My life is turning into “Euphoria” without drugs. My best friend recently told me he hooked up with my horrible ex-girlfriend (she’s bisexual), I think my girlfriend is interested in another girl (we’re both lesbians), and finally, to cap it all off, two of my other friends are clearly flirting with each other, even though they’re both dating other people. I am very, very sick of relationship drama, and at this point, I’d rather cut off a leg than sort out all of this. I want my girlfriend to love me again, and I want all of my other friends to stop liking each other. To be fair, I do have kind of a large friend group, so I understand that there's a lot of internal drama, but still- I’m so done with all of this. What should I do??

Sincerely,

Team Maddy


Dear Team Maddy,

Look, I want to read the room here: if you’re an adult over the age of like 23, Euphoria will make you depressed about teenagers. To be honest, I’m a teenager and it stresses me out. It’s kind of inaccurate for most high schoolers, but it’s also deeply accurate. So if you’re a legal adult, and you’re wondering, “Hmm, everyone’s watching Euphoria. I should watch it too! A new, fun, and stylish show for me to watch- this sounds like a good idea!”, you shouldn’t really watch it. It’s a lot. And it definitely reminds me of how dramatic us teenagers can be. We have a lot of petty drama, like the show, but I think the average teenagers don’t, like, have sex with our best friend’s kind-of ex and/or do coke in bathrooms at parties. Use your own discretion.

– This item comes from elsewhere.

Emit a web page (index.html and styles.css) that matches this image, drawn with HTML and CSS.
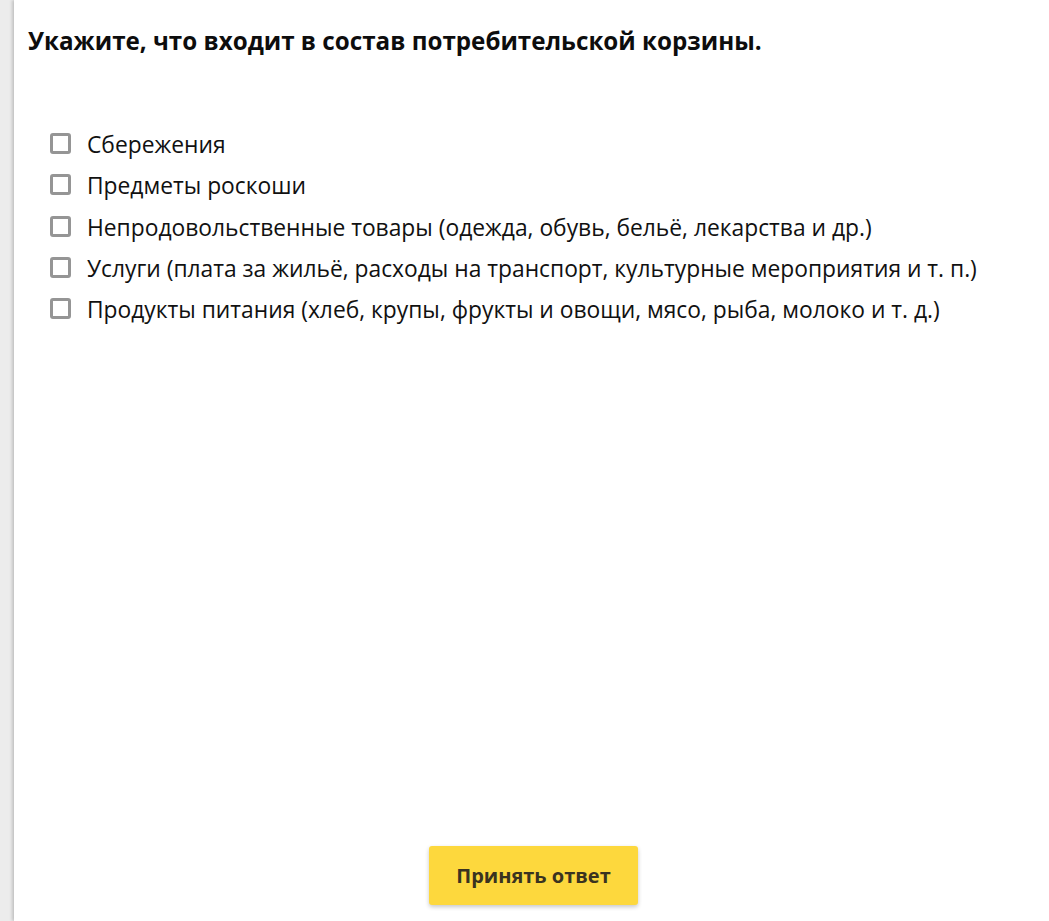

Now, Team Maddy, we can dissect a little bit of your life right now. This… sounds like a little bit of a fiasco. I don’t envy you, but I do admire your stance on this situation. I think you’re trying to do what’s best here, for yourself and others; you want a stable relationship, you want your best friend to avoid a shitty relationship, and you want your two other friends to stop semi-cheating on their respective significant others. That’s a pretty decent goal or hope for this situation, and I personally think that you should keep your own best interests in mind, because your best interests are not purely self-servient, so don’t change your mindset too much. You’re trying to be a good person. 

Let’s break this down section by section, and going in chronological order of your description of events, your best friend hooked up with your ex-girlfriend. Good fucking lord. No thank you. I’m not sure what your ex did to be classified as “horrible”, but I’ll take your word for it and assume she’s a raging asshole. Normally, I would tell you to ignore it, and just let all of it slide so your best friend can make his own mistakes, but if you want to be the decent friend and try to steer him away from this girl, it might be helpful to do so. 

Obviously this isn’t something you can totally control, and I wouldn’t try in any way to tell either party what to do exactly. I do think it’s important to note that, because controlling someone else’s choices isn’t usually what I’d call “the good friend route”, and I don’t want to sound like that’s what you should do. Suggest talking to your friend, or pull him aside at school and take a second to steer him away from your ex. Don’t go spreading rumors or backstabbing, even if she’s an asshole, just tell him you think it might not be the wisest choice. Again, you can only offer your own opinion, and just tell him to be cautious going forward. If you really think he’s in some kind of danger and any kind of relationship with her would be a bear trap, then be blunt with him and tell him that it wouldn’t be good for either of them to continue seeing each other. It’s perfectly all right to have hooked up once and then part ways, and he has the right to tell her that. Just steer your friend in the right direction, wish him well, and let him make his own decisions.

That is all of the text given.